Dacia Logan MCV Ambiance
Ambiance models get the kind of equipment that is standard fit on most of the Dacia’s rivals. As a result, the front windows are now electrically powered and the locks centrally operated via a remote control. Not only does it get a stereo as standard, but said system also features AUX and USB plugs (so you can play music from an external player) and has Bluetooth for hand-free phone calls.

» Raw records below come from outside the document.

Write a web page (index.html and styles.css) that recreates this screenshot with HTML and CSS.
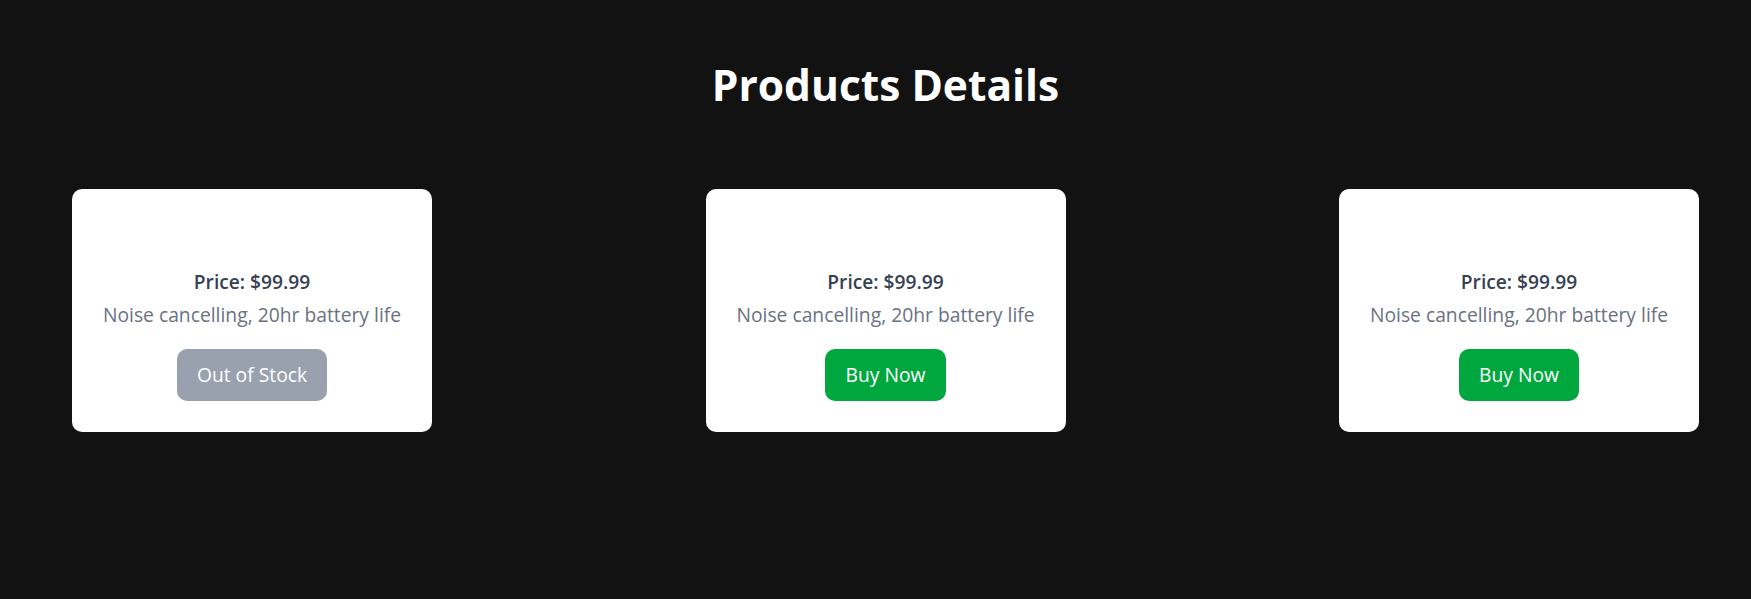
FILE: index.html
```html
<!DOCTYPE html>
<html lang="en">
<head>
<meta charset="utf-8">
<title>Products Details</title>
<link rel="stylesheet" href="styles.css">
</head>
<body>
<main class="page">
  <h1 class="title">Products Details</h1>
  <section class="cards">
    <article class="card">
      <div class="card-media"></div>
      <p class="price">Price: $99.99</p>
      <p class="desc">Noise cancelling, 20hr battery life</p>
      <button class="btn btn-disabled" disabled>Out of Stock</button>
    </article>
    <article class="card">
      <div class="card-media"></div>
      <p class="price">Price: $99.99</p>
      <p class="desc">Noise cancelling, 20hr battery life</p>
      <button class="btn btn-buy">Buy Now</button>
    </article>
    <article class="card">
      <div class="card-media"></div>
      <p class="price">Price: $99.99</p>
      <p class="desc">Noise cancelling, 20hr battery life</p>
      <button class="btn btn-buy">Buy Now</button>
    </article>
  </section>
</main>
</body>
</html>
```

FILE: styles.css
```css
html, body {
  margin: 0;
  background: #121212;
}
body {
  font-family: "Open Sans", "Noto Sans", sans-serif;
}
.page {
  padding: 60px 52px 0 72px;
}
.title {
  margin: 0 0 79px;
  text-align: center;
  color: #ffffff;
  font-size: 42.5px;
  line-height: 50px;
  font-weight: 700;
}
.cards {
  display: flex;
  justify-content: space-between;
}
.card {
  width: 360px;
  box-sizing: border-box;
  background: #ffffff;
  border-radius: 10px;
  padding: 30px 20px 31px;
  text-align: center;
}
.card-media {
  height: 48px;
}
.price {
  margin: 0;
  font-size: 19.2px;
  line-height: 30px;
  font-weight: 600;
  color: #364153;
}
.desc {
  margin: 3px 0 0;
  font-size: 19.3px;
  line-height: 30px;
  color: #6a7282;
}
.btn {
  margin-top: 19px;
  padding: 12px 20px;
  border: none;
  border-radius: 10px;
  font-family: inherit;
  font-size: 19.3px;
  line-height: 28px;
  color: #ffffff;
}
.btn-disabled {
  background: #99a1af;
}
.btn-buy {
  background: #00a63e;
}
```
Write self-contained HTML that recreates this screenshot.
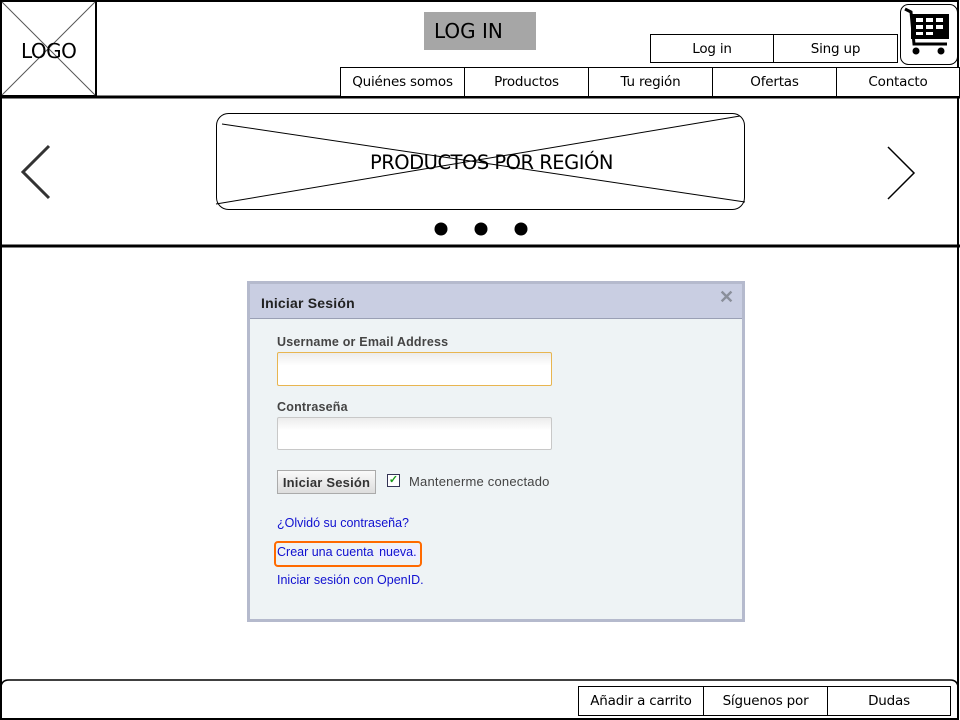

Dacia Logan MCV Ambience Prime
The Ambience Prime trim level builds on the standard Ambience package with new 15-inch alloy wheels, Chestnut metallic paint and front fog lights fitted as standard. Depending on which engine you choose, this trim level will cost between £8,295 and £10,095.
Dacia Logan MCV Laureate
Laureate may be our trim of choice, barring Laureate Prime special edition models, it is the only one to come fitted with air-conditioning as standard – a welcome boost on scorching summer days and also handy for clearing steamy windows. The interior is more welcoming thanks to a sprinkling of chrome and graphite trim pieces, and height adjustment for both the steering wheel and driver’s seat mean it is easier to get comfortable behind the wheel. On long motorway slogs you’ll also be thankful for the rest afforded to your right foot by the car’s cruise control.
It’s difficult to sum–up the Dacia Logan MCV, because its shockingly low starting price should mean buyers go in with fairly reasonable expectations.
It’s certainly not the best car in the world; perhaps not even the best Dacia.
But if you want to spend as little as possible on a brand new car in order to carry as much as possible, there’s little better.
Pick the higher spec engine and interior, combined with a five-year or 60,000 mile warranty at a cost of just £395, and you are driving away in an amazingly practical, generously equipped car that still undercuts its rivals.